2.Base Metals Traders cashed in gains in nickel, zinc and aluminium on Thursday after the metals hit multi-year highs the day before, with nickel posting its biggest two-day jump in more than three years. London Metal Exchange nickel, which hit its highest in more than two years at $13,010 a tonne on Wednesday, closed down 1.4 percent at $12,605. Prices are still up more than 8 percent this week. Zinc ended the day down 0.6 percent at $3,258 a tonne after rising to its highest in a decade on Wednesday to $3,326. LME copper finished little changed at $6,929 a tonne after Wednesday's 1.3 percent gain.
U.S. Treasuries 1. U.S. Bonds U.S. Treasury yields were little changed on Friday after the government's jobs report for October showed that wages did not pick up in the month, raising some concerns about continuing low inflation, though recent hurricanes were seen as distorting the data.

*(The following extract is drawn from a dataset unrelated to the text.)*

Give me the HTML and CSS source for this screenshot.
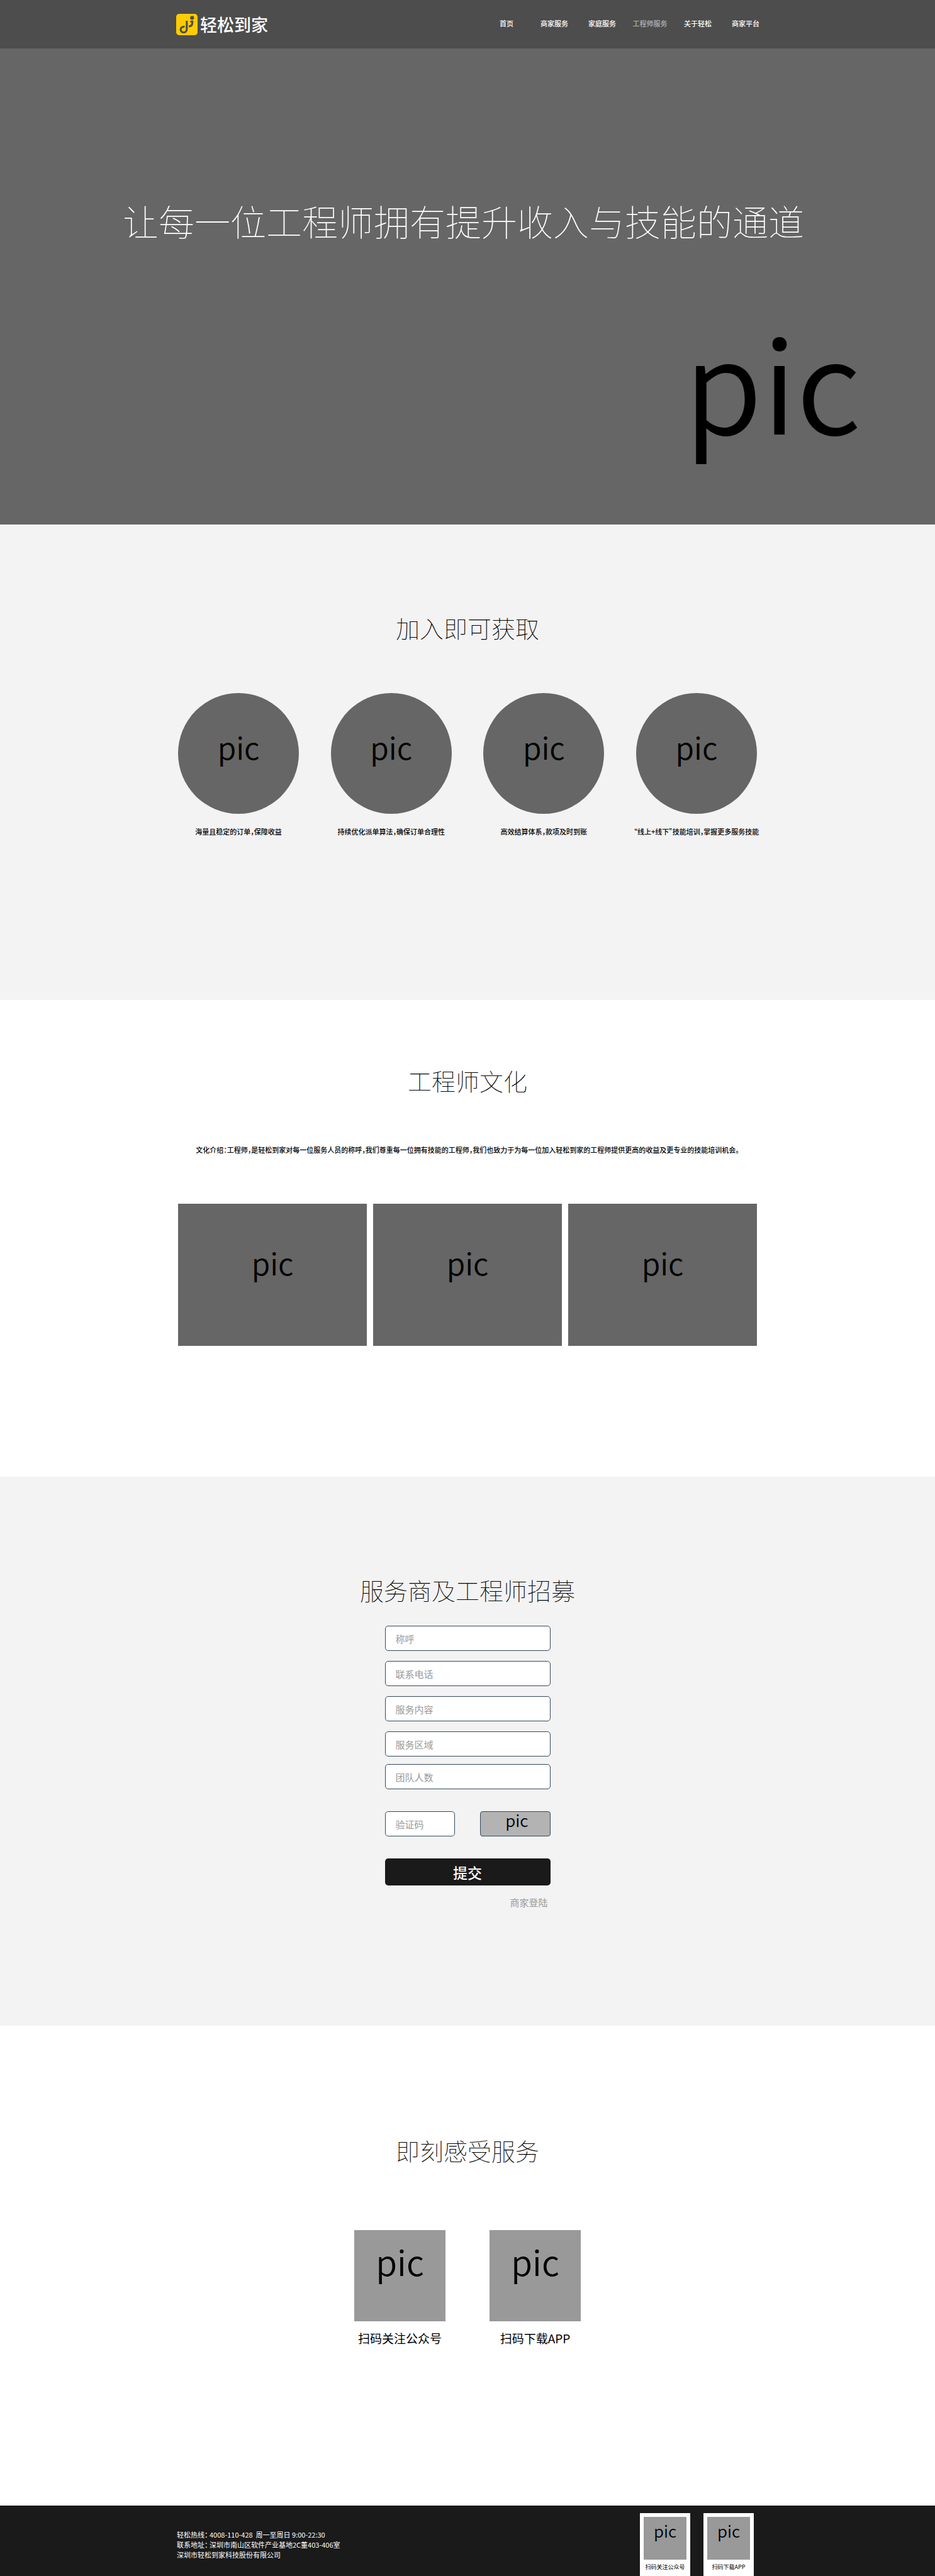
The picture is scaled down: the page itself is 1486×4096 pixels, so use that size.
FILE: index.html
```html
<!DOCTYPE html>
<html lang="zh-CN">
<head>
<meta charset="utf-8">
<meta name="viewport" content="width=device-width, initial-scale=1">
<title>轻松到家 - 工程师服务</title>
<link rel="stylesheet" href="styles.css">
</head>
<body>
<header class="header">
  <div class="container header-inner">
    <a class="logo" href="#">
      <svg class="logo-mark" viewBox="0 0 43 43" aria-hidden="true">
        <rect width="43" height="43" rx="6" fill="#fc0"/>
        <g fill="none" stroke="#4d4d4d" stroke-width="4">
          <path d="M17 25.700C12 25.500 9 28 9 31.500S11.500 37.300 15 37.300 21.300 34.500 21.300 31V14"/>
          <path d="M28.500 15.500h4V18c0 4.500-2.500 7.200-7.200 7.200"/>
        </g>
        <circle cx="32" cy="8" r="4" fill="#4d4d4d"/>
      </svg>
      <span class="logo-text">轻松到家</span>
    </a>
    <nav class="nav">
      <a href="#">首页</a>
      <a href="#">商家服务</a>
      <a href="#">家庭服务</a>
      <a class="active" href="#">工程师服务</a>
      <a href="#">关于轻松</a>
      <a href="#">商家平台</a>
    </nav>
  </div>
</header>

<main>
  <section class="hero">
    <h1>让每一位工程师拥有提升收入与技能的通道</h1>
    <div class="pic hero-pic">pic</div>
  </section>

  <section class="benefits">
    <h2>加入即可获取</h2>
    <ul class="container benefit-list">
      <li><div class="pic circle">pic</div><p>海量且稳定的订单，保障收益</p></li>
      <li><div class="pic circle">pic</div><p>持续优化派单算法，确保订单合理性</p></li>
      <li><div class="pic circle">pic</div><p>高效结算体系，款项及时到账</p></li>
      <li><div class="pic circle">pic</div><p>“线上+线下”技能培训，掌握更多服务技能</p></li>
    </ul>
  </section>

  <section class="culture">
    <h2>工程师文化</h2>
    <p class="intro">文化介绍：工程师，是轻松到家对每一位服务人员的称呼，我们尊重每一位拥有技能的工程师，我们也致力于为每一位加入轻松到家的工程师提供更高的收益及更专业的技能培训机会。</p>
    <div class="container gallery">
      <div class="pic photo">pic</div>
      <div class="pic photo">pic</div>
      <div class="pic photo">pic</div>
    </div>
  </section>

  <section class="join">
    <h2>服务商及工程师招募</h2>
    <form class="form">
      <div class="fields">
        <input type="text" placeholder="称呼" aria-label="称呼">
        <input type="tel" placeholder="联系电话" aria-label="联系电话">
        <input type="text" placeholder="服务内容" aria-label="服务内容">
        <input type="text" placeholder="服务区域" aria-label="服务区域">
      </div>
      <input type="text" placeholder="团队人数" aria-label="团队人数">
      <div class="captcha">
        <input type="text" placeholder="验证码" aria-label="验证码">
        <div class="pic captcha-pic">pic</div>
      </div>
      <button type="submit">提交</button>
      <a class="login" href="#">商家登陆</a>
    </form>
  </section>

  <section class="app">
    <h2>即刻感受服务</h2>
    <div class="codes">
      <figure><div class="pic code">pic</div><figcaption>扫码关注公众号</figcaption></figure>
      <figure><div class="pic code">pic</div><figcaption>扫码下载APP</figcaption></figure>
    </div>
  </section>
</main>

<footer class="footer">
  <div class="container footer-inner">
    <address>
      <p>轻松热线： 4008-110-428&nbsp; 周一至周日 9:00-22:30</p>
      <p>联系地址： 深圳市南山区软件产业基地2C董403-406室</p>
      <p>深圳市轻松到家科技股份有限公司</p>
    </address>
    <div class="footer-codes">
      <figure><div class="pic code-small">pic</div><figcaption>扫码关注公众号</figcaption></figure>
      <figure><div class="pic code-small">pic</div><figcaption>扫码下载APP</figcaption></figure>
    </div>
  </div>
</footer>
</body>
</html>
```

FILE: styles.css
```css
* {
  box-sizing: border-box;
  margin: 0;
  padding: 0;
}

body {
  font-family: "Noto Sans CJK SC", sans-serif;
  font-size: 11px;
  line-height: 16px;
  color: #000;
  background: #fff;
}

a {
  color: inherit;
  text-decoration: none;
}

ul {
  list-style: none;
}

.container {
  width: 100%;
  max-width: 920px;
  margin: 0 auto;
}

h2 {
  font-size: 38px;
  font-weight: 100;
  line-height: 56px;
  text-align: center;
}

/* Image placeholders */
.pic {
  color: #000;
  font-weight: 350;
}

/* Header */
.header {
  background: #4d4d4d;
  color: #fff;
}

.header-inner {
  display: flex;
  align-items: center;
  justify-content: space-between;
  height: 77px;
}

.logo {
  display: flex;
  align-items: center;
  gap: 4px;
  margin-left: -3px;
}

.logo-mark {
  width: 34px;
  height: 34px;
}

.logo-text {
  font-size: 27px;
  font-weight: 500;
  line-height: 34px;
}

.nav {
  display: grid;
  grid-template-columns: repeat(6, 76px);
  margin-right: -20px;
  padding-bottom: 4px;
  text-align: center;
  font-weight: 500;
}

.nav .active {
  color: #b3b3b3;
}

/* Hero */
.hero {
  padding: 233px 118px 91px 0;
  background: #666;
  color: #fff;
}

.hero h1 {
  padding-left: 105px;
  font-size: 57px;
  font-weight: 100;
  line-height: 80px;
  text-align: center;
}

.hero-pic {
  margin-top: 73px;
  font-size: 202px;
  line-height: 280px;
  text-align: right;
}

/* Benefits */
.benefits {
  padding: 136px 0 260px;
  background: #f3f3f3;
}

.benefit-list {
  display: flex;
  justify-content: space-between;
  margin-top: 76px;
}

.benefit-list li {
  width: 192px;
}

.circle {
  display: flex;
  align-items: center;
  justify-content: center;
  height: 192px;
  padding-bottom: 22px;
  border-radius: 50%;
  background: #666;
  font-size: 48px;
}

.benefit-list p {
  display: flex;
  justify-content: center;
  margin-top: 20px;
  font-weight: 500;
  white-space: nowrap;
  font-feature-settings: "halt";
}

/* Culture */
.culture {
  padding: 100px 0 208px;
}

.intro {
  margin-top: 74px;
  font-weight: 500;
  text-align: center;
  font-feature-settings: "halt";
}

.gallery {
  display: grid;
  grid-template-columns: repeat(3, 1fr);
  gap: 10px;
  margin-top: 78px;
}

.photo {
  height: 226px;
  padding-top: 58px;
  background: #666;
  font-size: 48px;
  line-height: 70px;
  text-align: center;
}

/* Recruitment form */
.join {
  padding: 152px 0 184px;
  background: #f3f3f3;
}

.form {
  display: flex;
  flex-direction: column;
  width: 263px;
  margin: 29px auto 0;
}

.fields {
  display: flex;
  flex-direction: column;
  gap: 16px;
  margin-bottom: 12px;
}

input {
  width: 100%;
  height: 40px;
  padding: 0 16px;
  border: 1px solid #34495e;
  border-radius: 5px;
  background: #fff;
  font: inherit;
  font-size: 15px;
}

input::placeholder {
  color: #999;
  opacity: 1;
}

.captcha {
  display: grid;
  grid-template-columns: 1fr 1fr;
  gap: 40px;
  margin: 35px 0;
}

.captcha-pic {
  height: 40px;
  padding-left: 5px;
  border: 1px solid #34495e;
  border-radius: 4px;
  background: #b3b3b3;
  font-size: 26px;
  line-height: 26px;
  text-align: center;
}

button {
  height: 43px;
  border: 0;
  border-radius: 5px;
  background: #1a1a1a;
  color: #fff;
  font: inherit;
  font-size: 23px;
  font-weight: 500;
}

.login {
  align-self: flex-end;
  margin: 15px 4px 0 0;
  color: #999;
  font-size: 15px;
  line-height: 24px;
}

/* App download */
.app {
  padding: 170px 0 252px;
}

.codes {
  display: flex;
  justify-content: center;
  gap: 70px;
  margin-top: 99px;
}

figure {
  text-align: center;
}

.code {
  width: 145px;
  height: 145px;
  padding-top: 9px;
  background: #999;
  font-size: 55px;
  line-height: 80px;
}

.codes figcaption {
  margin-top: 13px;
  font-size: 19px;
  line-height: 28px;
}

/* Footer */
.footer {
  background: #1a1a1a;
  color: #fff;
}

.footer-inner {
  display: flex;
  justify-content: space-between;
  padding-right: 5px;
}

address {
  margin: 38px 0 0 -2px;
  font-style: normal;
  font-feature-settings: "halt";
}

.footer-codes {
  display: flex;
  gap: 21px;
  padding-top: 12px;
}

.footer-codes figure {
  width: 80px;
  height: 100px;
  padding: 6px;
  background: #fff;
  color: #000;
}

.code-small {
  height: 68px;
  padding-top: 7px;
  background: #999;
  font-size: 26px;
  line-height: 30px;
}

.footer-codes figcaption {
  margin-top: 4px;
  font-size: 9px;
  white-space: nowrap;
}
```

Benchmark 10-year notes gained 2/32 in price on the day to yield 2.343 percent, after falling as low as 2.323 immediately after the data. The yield curve between two-year notes and 10-year notes flattened to 71.1 basis points, the narrowest since late 2007.
2. Chinese bonds The benchmark Treasury bonds extended losses and the yields of active bonds rebounds to previous highs, despite China's central bank renewed MLF as expected. Cash bonds are expected to remain weak in the near term as monetary policy would be relatively tightening and interest rate hikes by global central banks also weighed on bonds, traders said.

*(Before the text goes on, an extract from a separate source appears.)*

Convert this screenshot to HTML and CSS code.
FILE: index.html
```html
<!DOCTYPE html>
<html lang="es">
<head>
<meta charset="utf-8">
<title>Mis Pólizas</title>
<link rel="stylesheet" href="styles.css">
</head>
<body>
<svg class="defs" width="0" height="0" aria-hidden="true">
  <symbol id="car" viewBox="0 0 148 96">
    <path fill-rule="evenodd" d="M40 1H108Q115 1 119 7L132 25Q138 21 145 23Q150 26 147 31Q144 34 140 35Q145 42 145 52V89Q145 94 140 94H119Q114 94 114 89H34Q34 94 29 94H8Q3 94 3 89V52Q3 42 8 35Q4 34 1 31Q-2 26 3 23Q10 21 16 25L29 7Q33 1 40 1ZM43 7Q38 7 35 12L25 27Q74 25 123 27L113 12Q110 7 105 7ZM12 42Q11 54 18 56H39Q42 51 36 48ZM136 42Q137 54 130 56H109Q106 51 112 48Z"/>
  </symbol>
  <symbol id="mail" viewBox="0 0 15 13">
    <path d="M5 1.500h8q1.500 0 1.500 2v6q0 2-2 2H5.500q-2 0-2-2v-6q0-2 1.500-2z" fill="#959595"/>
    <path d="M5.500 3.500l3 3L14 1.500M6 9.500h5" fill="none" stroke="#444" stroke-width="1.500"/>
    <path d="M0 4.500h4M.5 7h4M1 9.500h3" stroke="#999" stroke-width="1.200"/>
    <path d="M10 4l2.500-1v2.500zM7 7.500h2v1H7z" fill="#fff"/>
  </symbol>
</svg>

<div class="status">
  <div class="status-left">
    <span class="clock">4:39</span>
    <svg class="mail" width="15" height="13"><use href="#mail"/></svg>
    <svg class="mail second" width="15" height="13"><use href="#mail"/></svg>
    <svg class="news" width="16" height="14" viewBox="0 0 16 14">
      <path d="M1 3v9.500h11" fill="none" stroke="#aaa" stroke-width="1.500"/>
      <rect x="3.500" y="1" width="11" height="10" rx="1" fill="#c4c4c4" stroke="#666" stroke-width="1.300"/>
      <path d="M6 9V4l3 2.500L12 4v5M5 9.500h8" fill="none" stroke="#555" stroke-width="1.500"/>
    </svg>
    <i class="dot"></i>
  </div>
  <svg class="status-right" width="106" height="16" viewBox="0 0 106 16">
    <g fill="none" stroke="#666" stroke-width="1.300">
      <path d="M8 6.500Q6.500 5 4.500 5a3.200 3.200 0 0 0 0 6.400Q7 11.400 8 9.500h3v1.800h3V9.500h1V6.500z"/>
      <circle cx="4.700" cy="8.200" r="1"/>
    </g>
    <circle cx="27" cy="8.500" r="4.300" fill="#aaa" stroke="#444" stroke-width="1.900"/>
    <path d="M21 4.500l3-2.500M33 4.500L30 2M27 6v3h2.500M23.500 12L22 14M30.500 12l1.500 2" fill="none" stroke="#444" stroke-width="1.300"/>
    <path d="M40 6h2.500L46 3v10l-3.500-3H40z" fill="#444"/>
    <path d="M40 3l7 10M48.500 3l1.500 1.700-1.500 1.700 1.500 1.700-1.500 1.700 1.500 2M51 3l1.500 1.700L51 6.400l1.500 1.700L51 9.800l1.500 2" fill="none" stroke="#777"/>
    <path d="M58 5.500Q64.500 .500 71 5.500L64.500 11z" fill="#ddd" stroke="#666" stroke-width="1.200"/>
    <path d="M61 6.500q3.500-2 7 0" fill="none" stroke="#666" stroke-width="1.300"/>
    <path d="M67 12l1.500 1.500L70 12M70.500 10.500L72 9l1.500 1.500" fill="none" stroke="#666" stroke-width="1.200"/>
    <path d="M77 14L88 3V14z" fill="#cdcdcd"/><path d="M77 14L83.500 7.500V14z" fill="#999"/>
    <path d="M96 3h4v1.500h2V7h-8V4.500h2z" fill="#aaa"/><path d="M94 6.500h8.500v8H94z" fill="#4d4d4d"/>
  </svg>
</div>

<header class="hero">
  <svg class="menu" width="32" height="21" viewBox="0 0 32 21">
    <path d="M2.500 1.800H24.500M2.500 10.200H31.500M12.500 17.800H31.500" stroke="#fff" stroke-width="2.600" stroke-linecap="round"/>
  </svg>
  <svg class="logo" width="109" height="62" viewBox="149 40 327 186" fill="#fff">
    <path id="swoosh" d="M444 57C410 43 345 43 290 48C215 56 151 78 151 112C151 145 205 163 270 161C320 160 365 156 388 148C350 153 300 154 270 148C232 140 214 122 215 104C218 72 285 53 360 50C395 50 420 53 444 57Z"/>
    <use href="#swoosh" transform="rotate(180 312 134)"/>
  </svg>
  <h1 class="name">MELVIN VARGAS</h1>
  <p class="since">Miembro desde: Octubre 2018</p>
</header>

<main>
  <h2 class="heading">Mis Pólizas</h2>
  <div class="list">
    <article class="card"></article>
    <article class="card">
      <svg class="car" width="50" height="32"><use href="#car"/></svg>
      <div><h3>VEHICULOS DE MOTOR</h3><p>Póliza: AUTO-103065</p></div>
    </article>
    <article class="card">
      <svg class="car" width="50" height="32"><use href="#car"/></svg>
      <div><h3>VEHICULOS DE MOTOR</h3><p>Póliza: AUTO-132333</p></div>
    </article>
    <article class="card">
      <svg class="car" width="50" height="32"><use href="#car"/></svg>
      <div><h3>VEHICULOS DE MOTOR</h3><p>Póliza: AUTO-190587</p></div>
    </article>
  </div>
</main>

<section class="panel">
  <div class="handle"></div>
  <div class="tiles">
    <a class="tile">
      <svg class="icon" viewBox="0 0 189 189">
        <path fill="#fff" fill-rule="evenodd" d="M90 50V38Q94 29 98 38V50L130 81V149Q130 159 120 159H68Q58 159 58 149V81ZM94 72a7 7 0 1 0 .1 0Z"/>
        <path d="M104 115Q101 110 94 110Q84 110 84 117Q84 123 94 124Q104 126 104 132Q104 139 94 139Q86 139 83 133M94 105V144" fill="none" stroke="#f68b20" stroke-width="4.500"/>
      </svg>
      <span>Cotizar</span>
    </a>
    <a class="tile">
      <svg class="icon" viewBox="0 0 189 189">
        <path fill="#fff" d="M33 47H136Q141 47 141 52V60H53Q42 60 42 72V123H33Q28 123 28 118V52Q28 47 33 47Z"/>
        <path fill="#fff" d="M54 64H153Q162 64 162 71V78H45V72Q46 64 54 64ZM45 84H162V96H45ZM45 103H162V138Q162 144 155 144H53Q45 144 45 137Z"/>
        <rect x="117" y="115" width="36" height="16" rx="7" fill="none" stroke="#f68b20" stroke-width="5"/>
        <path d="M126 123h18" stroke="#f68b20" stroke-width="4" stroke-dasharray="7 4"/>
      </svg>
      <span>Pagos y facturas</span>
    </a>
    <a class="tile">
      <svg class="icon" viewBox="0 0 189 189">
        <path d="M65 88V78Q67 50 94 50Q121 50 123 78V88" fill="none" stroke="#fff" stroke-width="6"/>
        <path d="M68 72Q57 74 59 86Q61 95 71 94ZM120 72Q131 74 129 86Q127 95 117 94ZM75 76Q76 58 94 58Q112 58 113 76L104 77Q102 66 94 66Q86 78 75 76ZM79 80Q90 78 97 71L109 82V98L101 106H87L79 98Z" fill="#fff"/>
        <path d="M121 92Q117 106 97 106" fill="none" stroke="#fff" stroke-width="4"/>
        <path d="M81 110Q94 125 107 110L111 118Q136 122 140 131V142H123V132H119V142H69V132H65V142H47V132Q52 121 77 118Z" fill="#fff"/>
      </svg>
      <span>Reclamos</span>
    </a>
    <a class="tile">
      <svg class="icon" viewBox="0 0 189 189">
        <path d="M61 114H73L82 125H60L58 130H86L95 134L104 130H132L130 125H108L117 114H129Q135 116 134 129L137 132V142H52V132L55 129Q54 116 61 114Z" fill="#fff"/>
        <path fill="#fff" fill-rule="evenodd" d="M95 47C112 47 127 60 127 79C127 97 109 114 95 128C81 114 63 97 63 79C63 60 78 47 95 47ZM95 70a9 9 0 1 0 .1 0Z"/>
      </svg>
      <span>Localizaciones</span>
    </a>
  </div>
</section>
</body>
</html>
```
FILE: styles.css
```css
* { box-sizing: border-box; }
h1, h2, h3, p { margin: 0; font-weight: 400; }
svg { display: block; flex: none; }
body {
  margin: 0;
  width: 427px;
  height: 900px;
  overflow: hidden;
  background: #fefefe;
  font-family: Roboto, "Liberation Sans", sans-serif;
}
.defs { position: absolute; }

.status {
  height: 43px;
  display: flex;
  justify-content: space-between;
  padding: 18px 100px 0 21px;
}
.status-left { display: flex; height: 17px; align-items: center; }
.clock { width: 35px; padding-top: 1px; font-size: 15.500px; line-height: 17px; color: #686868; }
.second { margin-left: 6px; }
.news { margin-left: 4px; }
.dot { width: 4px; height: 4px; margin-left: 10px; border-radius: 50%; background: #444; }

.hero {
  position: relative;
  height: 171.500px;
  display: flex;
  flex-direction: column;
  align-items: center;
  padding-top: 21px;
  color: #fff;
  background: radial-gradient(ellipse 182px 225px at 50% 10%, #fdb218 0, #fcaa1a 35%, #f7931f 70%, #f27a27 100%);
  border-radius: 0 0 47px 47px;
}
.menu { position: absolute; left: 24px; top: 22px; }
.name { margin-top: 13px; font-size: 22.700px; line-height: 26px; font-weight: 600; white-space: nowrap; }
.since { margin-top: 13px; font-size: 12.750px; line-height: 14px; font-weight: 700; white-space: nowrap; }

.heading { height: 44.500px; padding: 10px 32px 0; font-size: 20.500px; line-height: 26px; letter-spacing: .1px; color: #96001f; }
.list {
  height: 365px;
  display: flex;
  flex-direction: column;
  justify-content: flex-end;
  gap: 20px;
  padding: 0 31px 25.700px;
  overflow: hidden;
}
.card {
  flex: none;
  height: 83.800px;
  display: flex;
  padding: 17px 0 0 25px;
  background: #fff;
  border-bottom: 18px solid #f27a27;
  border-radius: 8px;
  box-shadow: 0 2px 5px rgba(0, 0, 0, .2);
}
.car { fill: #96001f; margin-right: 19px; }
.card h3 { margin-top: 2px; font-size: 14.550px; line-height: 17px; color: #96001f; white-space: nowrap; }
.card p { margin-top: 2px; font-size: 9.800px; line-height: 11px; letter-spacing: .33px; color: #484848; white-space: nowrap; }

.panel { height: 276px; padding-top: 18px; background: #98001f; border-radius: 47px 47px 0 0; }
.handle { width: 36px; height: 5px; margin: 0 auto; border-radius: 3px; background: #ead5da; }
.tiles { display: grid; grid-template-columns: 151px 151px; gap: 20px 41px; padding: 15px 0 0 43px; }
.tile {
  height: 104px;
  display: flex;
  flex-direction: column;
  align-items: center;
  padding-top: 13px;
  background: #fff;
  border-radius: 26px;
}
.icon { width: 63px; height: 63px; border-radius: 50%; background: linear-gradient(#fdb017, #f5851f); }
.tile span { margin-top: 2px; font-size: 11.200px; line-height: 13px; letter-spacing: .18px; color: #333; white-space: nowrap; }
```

Stock Market 1. U.S. Equities A surge in shares of heavyweight Apple helped push up major Wall Street indexes on Friday, as investors also assessed a mixed U.S. labor market report. The S&P 500 and Dow industrials recorded their eighth consecutive weeks of gains, while the Nasdaq posted its sixth straight up week, as equities have climbed to record highs. The Dow Jones Industrial Average rose 22.93 points, or 0.1 percent, to 23,539.19, the S&P 500 gained 7.99 points, or 0.31 percent, to 2,587.84 and the Nasdaq Composite added 49.49 points, or 0.74 percent, to 6,764.44.
2. Hong Kong Equities Hong Kong stocks ended firmer on Friday, as China slowdown worries were offset by the upbeat mood from strength on Wall Street and relief that a centrist was appointed head of the U.S. Federal Reserve. The Hang Seng index rose 0.3 percent, to 28,603.61, while the China Enterprises Index was unchanged at 11,602.40 points. For the week, the Hang Seng was up 0.6 percent but the HSCE lost 0.4 percent.
3. China Equities China's stocks closed down in a seesaw trade on Friday, dampened by cyclicals and heavyweights. More investors chose to stay on the sidelines, adding pressure for profit-taking. But the Shanghai Composite Index pared some losses late in the session with support at the 60-day moving average at 3,347.22.